The lens of the story narrows when Lazlo arrives in Weep, as well. Characters who were important on the journey suddenly drop off the page. New characters arrive. The change in cast is abrupt. Most notably, Thyon Nero, who was so fundamentally important in the first third of the book nearly disappears. This is not to say that the book is badly constructed–in fact, the ending has a huge twist which, when revealed, takes many very small asides and neatly slots them together like a puzzle box. That is to say that this reads almost like a duology shoved into one volume: Strange Gets To Weep, then Strange Dreams There.

There is one thing I did not like about Strange the Dreamer, and that was his romantic arc. I had two issues with it. First, it was predictably instantaneous and felt juvenile for it.
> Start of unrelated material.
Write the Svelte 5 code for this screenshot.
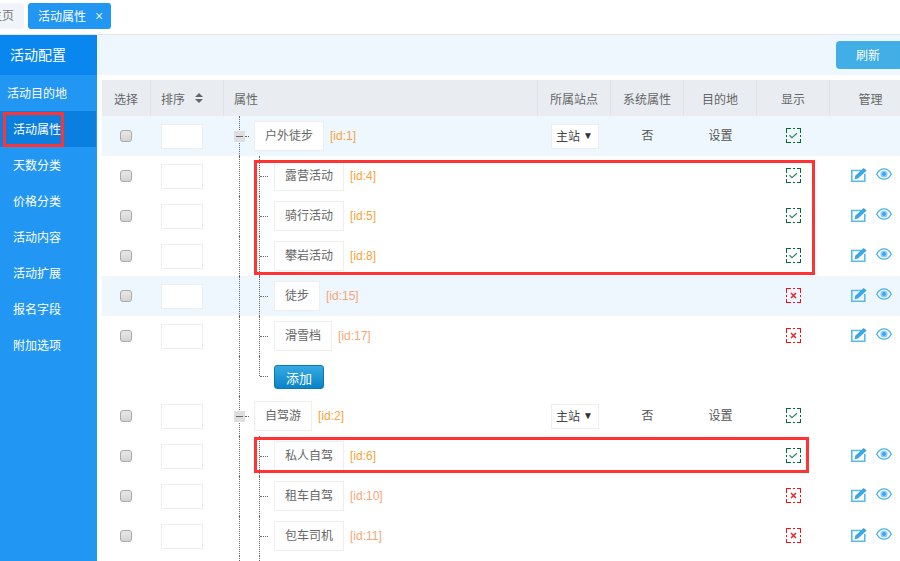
<script>
  const menu = ['活动目的地', '活动属性', '天数分类', '价格分类', '活动内容', '活动扩展', '报名字段', '附加选项'];

  const rows = [
    { type: 'parent', name: '户外徒步', id: 1, hot: true },
    { type: 'child', name: '露营活动', id: 4, on: true },
    { type: 'child', name: '骑行活动', id: 5, on: true },
    { type: 'child', name: '攀岩活动', id: 8, on: true },
    { type: 'child', name: '徒步', id: 15, hot: true },
    { type: 'child', name: '滑雪档', id: 17 },
    { type: 'add' },
    { type: 'parent', name: '自驾游', id: 2 },
    { type: 'child', name: '私人自驾', id: 6, on: true },
    { type: 'child', name: '租车自驾', id: 10 },
    { type: 'child', name: '包车司机', id: 11 }
  ];
</script>

<div class="page">
  <div class="tabs">
    <div class="tab home">主页</div>
    <div class="tab current">活动属性<span class="close">×</span></div>
  </div>

  <div class="body">
    <nav class="side">
      <div class="side-title">活动配置</div>
      {#each menu as item, i}
        <div class="side-item" class:first={i === 0} class:active={i === 1}>{item}</div>
      {/each}
    </nav>

    <main class="main">
      <div class="toolbar">
        <button class="refresh">刷新</button>
      </div>

      <div class="table">
        <div class="row head">
          <div class="cell">选择</div>
          <div class="cell left">
            排序
            <svg class="sort" viewBox="0 0 8 10" width="8" height="10"><path d="M4 0 8 4H0ZM4 10 0 6H8Z" fill="#666" /></svg>
          </div>
          <div class="cell left">属性</div>
          <div class="cell">所属站点</div>
          <div class="cell">系统属性</div>
          <div class="cell">目的地</div>
          <div class="cell">显示</div>
          <div class="cell">管理</div>
        </div>

        {#each rows as row}
          <div class="row" class:hot={row.hot}>
            <div class="cell">
              {#if row.type !== 'add'}<span class="check"></span>{/if}
            </div>
            <div class="cell">
              {#if row.type !== 'add'}<input class="order" />{/if}
            </div>
            <div class="cell tree">
              <span class="trunk"></span>
              {#if row.type === 'parent'}
                <span class="toggle"></span>
                <span class="dots short"></span>
                <span class="label">{row.name}</span>
                <span class="rid">[id:{row.id}]</span>
              {:else if row.type === 'child'}
                <span class="trunk sub"></span>
                <span class="dots"></span>
                <span class="label">{row.name}</span>
                <span class="rid" class:soft={!row.on}>[id:{row.id}]</span>
              {:else}
                <span class="trunk sub end"></span>
                <span class="dots"></span>
                <button class="add">添加</button>
              {/if}
            </div>
            <div class="cell site-cell">
              {#if row.type === 'parent'}
                <span class="site">主站<i>▼</i></span>
              {/if}
            </div>
            <div class="cell dark">{row.type === 'parent' ? '否' : ''}</div>
            <div class="cell dark">{row.type === 'parent' ? '设置' : ''}</div>
            <div class="cell flag-cell">
              {#if row.type === 'parent' || row.on}
                <svg class="flag" viewBox="0 0 15 15" width="15" height="15">
                  <rect class="edge" x=".5" y=".5" width="14" height="14" stroke="#006b35" />
                  <path d="M3.500 7.300 6 9.700 11 5.300" fill="none" stroke="#2f8a5a" stroke-width="1.200" />
                </svg>
              {:else if row.type === 'child'}
                <svg class="flag" viewBox="0 0 15 15" width="15" height="15">
                  <rect class="edge" x=".5" y=".5" width="14" height="14" stroke="#f50f18" />
                  <path d="M5 5 10 10M10 5 5 10" fill="none" stroke="#f0222a" stroke-width="1.500" />
                </svg>
              {/if}
            </div>
            <div class="cell manage">
              {#if row.type === 'child'}
                <svg class="ico" viewBox="0 0 16 15" width="16" height="15">
                  <path d="M10.500 3.500H.8V14.200H13.800V7" fill="none" stroke="#5cb9ec" stroke-width="1.600" />
                  <path d="M4.300 8.800 12.600 1 15.600 3.600 7 11.500 3.600 12.300Z" fill="#3aa6e6" />
                </svg>
                <svg class="ico" viewBox="0 0 16 12" width="16" height="12">
                  <path d="M.7 6C2.500 2.600 5 .8 8 .8s5.500 1.800 7.300 5.200C13.500 9.400 11 11.200 8 11.200S2.500 9.400.7 6Z" fill="none" stroke="#4db2e8" stroke-width="1.300" />
                  <circle cx="8" cy="6" r="3.600" fill="#8ccdf2" />
                  <circle cx="8" cy="6" r="1.900" fill="#3aa6e6" />
                </svg>
              {/if}
            </div>
          </div>
        {/each}

        <div class="row tail">
          <div class="cell"></div>
          <div class="cell"></div>
          <div class="cell tree"><span class="trunk"></span><span class="trunk sub"></span></div>
        </div>
      </div>
    </main>
  </div>

  <span class="mark mark-nav"></span>
  <span class="mark mark-group"></span>
  <span class="mark mark-single"></span>
</div>

<style>
  :global(body) {
    margin: 0;
  }

  .page {
    position: relative;
    width: 900px;
    height: 561px;
    overflow: hidden;
    background: #fff;
    color: #666;
    font-family: "Liberation Sans", "Noto Sans CJK SC", sans-serif;
    font-size: 12px;
  }

  .tabs {
    display: flex;
    gap: 4px;
    height: 31px;
    padding-top: 3px;
    border-bottom: 1px solid #e1e8f4;
  }

  .tab {
    height: 26px;
    line-height: 26px;
    border-radius: 3px;
    box-sizing: border-box;
  }

  .home {
    width: 44px;
    margin-left: -20px;
    padding-left: 10px;
    background: #f0f3fa;
    color: #777;
  }

  .current {
    width: 83px;
    padding-left: 10px;
    background: #2196f3;
    color: #fff;
  }

  .close {
    margin-left: 9px;
    font-size: 14px;
    color: #dcecfb;
  }

  .body {
    display: flex;
    height: 526px;
  }

  .side {
    width: 97px;
    flex: none;
    background: #2196f3;
    color: #fff;
  }

  .side-title {
    height: 40px;
    line-height: 40px;
    padding-left: 10px;
    background: #0a87ee;
    font-size: 14px;
  }

  .side-item {
    height: 36px;
    line-height: 38px;
    padding-left: 13px;
  }

  .side-item.first {
    padding-left: 7px;
  }

  .side-item.active {
    width: 96px;
    box-sizing: border-box;
    background: #0b7fe0;
  }

  .main {
    flex: 1;
    min-width: 0;
  }

  .toolbar {
    display: flex;
    justify-content: flex-end;
    align-items: center;
    height: 40px;
    background: #eef6fe;
  }

  .refresh {
    width: 64px;
    height: 28px;
    padding: 0 0 2px;
    border: 0;
    border-radius: 4px 0 0 4px;
    background: #41aee5;
    color: #fff;
    font: inherit;
  }

  .table {
    width: 808px;
    margin: 5px 0 0 5px;
  }

  .row {
    display: grid;
    grid-template-columns: 48px 73px 314px 73px 73px 73px 73px 82px;
    height: 40px;
  }

  .row.hot {
    background: #eef7fe;
  }

  .row.head {
    height: 36px;
    background: #e9edf2;
  }

  .row.tail {
    height: 5px;
  }

  .cell {
    display: flex;
    align-items: center;
    justify-content: center;
    min-width: 0;
  }

  .head .cell {
    box-sizing: border-box;
    border-left: 1px solid #dfe3e8;
  }

  .head .cell:first-child {
    border-left: 0;
  }

  .head .left {
    justify-content: flex-start;
    padding-left: 10px;
  }

  .dark {
    padding: 0 0 3px 2px;
    color: #555;
  }

  .sort {
    margin-left: 10px;
  }

  .check {
    width: 10px;
    height: 10px;
    margin-bottom: 1px;
    border: 1px solid #aaa;
    border-radius: 3px;
    background: linear-gradient(#e8e8e8, #d4d4d4);
  }

  .order {
    width: 42px;
    height: 25px;
    margin-right: 9px;
    padding: 0;
    box-sizing: border-box;
    border: 1px solid #eee;
    background: #fff;
    outline: 0;
  }

  .tree {
    justify-content: flex-start;
    padding-left: 16px;
  }

  .trunk {
    flex: none;
    align-self: stretch;
    width: 0;
    border-left: 1px dotted #666;
  }

  .trunk.sub {
    margin-left: 19px;
  }

  .trunk.sub.end {
    margin-bottom: 20px;
  }

  .toggle {
    position: relative;
    flex: none;
    width: 11px;
    height: 11px;
    margin-left: -6px;
    background: #dcdee2;
  }

  .toggle::after {
    content: '';
    position: absolute;
    left: 2px;
    top: 5px;
    width: 7px;
    height: 1px;
    background: #666;
  }

  .dots {
    flex: none;
    width: 8px;
    margin-right: 6px;
    border-top: 1px dotted #666;
  }

  .dots.short {
    width: 4px;
    margin-right: 5px;
  }

  .label {
    flex: none;
    height: 30px;
    line-height: 28px;
    padding: 0 10px;
    box-sizing: border-box;
    border: 1px solid #eee;
    background: #fff;
  }

  .rid {
    margin-left: 6px;
    color: #f8a33b;
  }

  .rid.soft {
    color: #f7a677;
  }

  .add {
    width: 50px;
    height: 24px;
    margin-top: 2px;
    padding: 0;
    border: 1px solid #0d78b5;
    border-radius: 3px;
    background: linear-gradient(#35a9e2, #0a84c8);
    color: #fff;
    font: inherit;
    font-size: 13px;
  }

  .site-cell {
    padding-left: 3px;
  }

  .site {
    display: flex;
    align-items: center;
    justify-content: space-between;
    width: 48px;
    height: 25px;
    padding: 0 5px 1px 4px;
    box-sizing: border-box;
    border: 1px solid #eee;
    background: #fff;
    color: #444;
  }

  .site i {
    font-style: normal;
    font-size: 10px;
    color: #333;
  }

  .flag-cell {
    padding-left: 2px;
  }

  .flag {
    flex: none;
    margin-bottom: 1px;
  }

  .edge {
    fill: none;
    stroke-dasharray: 8 2 2 2;
    stroke-dashoffset: 4;
    shape-rendering: crispEdges;
  }

  .manage {
    justify-content: flex-start;
    align-items: flex-start;
    gap: 9px;
    padding: 11px 0 0 22px;
  }

  .ico {
    flex: none;
  }

  .ico + .ico {
    margin-top: 1px;
  }

  .mark {
    position: absolute;
    box-sizing: border-box;
    border: 3px solid #ff3333;
  }

  .mark-nav {
    left: 3px;
    top: 112px;
    width: 61px;
    height: 35px;
  }

  .mark-group {
    left: 254px;
    top: 160px;
    width: 561px;
    height: 115px;
  }

  .mark-single {
    left: 254px;
    top: 437px;
    width: 555px;
    height: 36px;
  }
</style>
Second, there was, in the particular societal moment we’re in, an age gap between the parties that made me uncomfortable.

Sarai, Lazlo’s love interest, was a decently interesting character in her own right,* but she was fifteen and naive. Lazlo had to be around twenty. Much is made in the book of his virginal stature, so he might be a pure and untouched twenty, but he is still a grown ass man, and by description, not a small one. The age difference between them was not romantic; it was uncomfortable. It was a power differential I could not unsee, and it was compounded by complications with the reveals with the endings. As Sarai’s role in the story becomes more constrained, Lazlo’s role takes on more power. By the end of the story, they are on far from an even playing field in their partnership.

Takeaway & Rating:

Strange the Dreamer is a lovely and intricate book. Despite a mishandled love story, this book has a cast of fascinating characters and tackles some heavy questions about the aftereffects of catastrophe and trauma. It’s definitely worth a read, and I’ll definitely be picking up the sequel.

4stars

*Sarai was sweet, and kind, and sequestered. She was a Rapunzel type, and I could have stood to see her have more bite to her, but she did have depth to her, and backbone when it counted.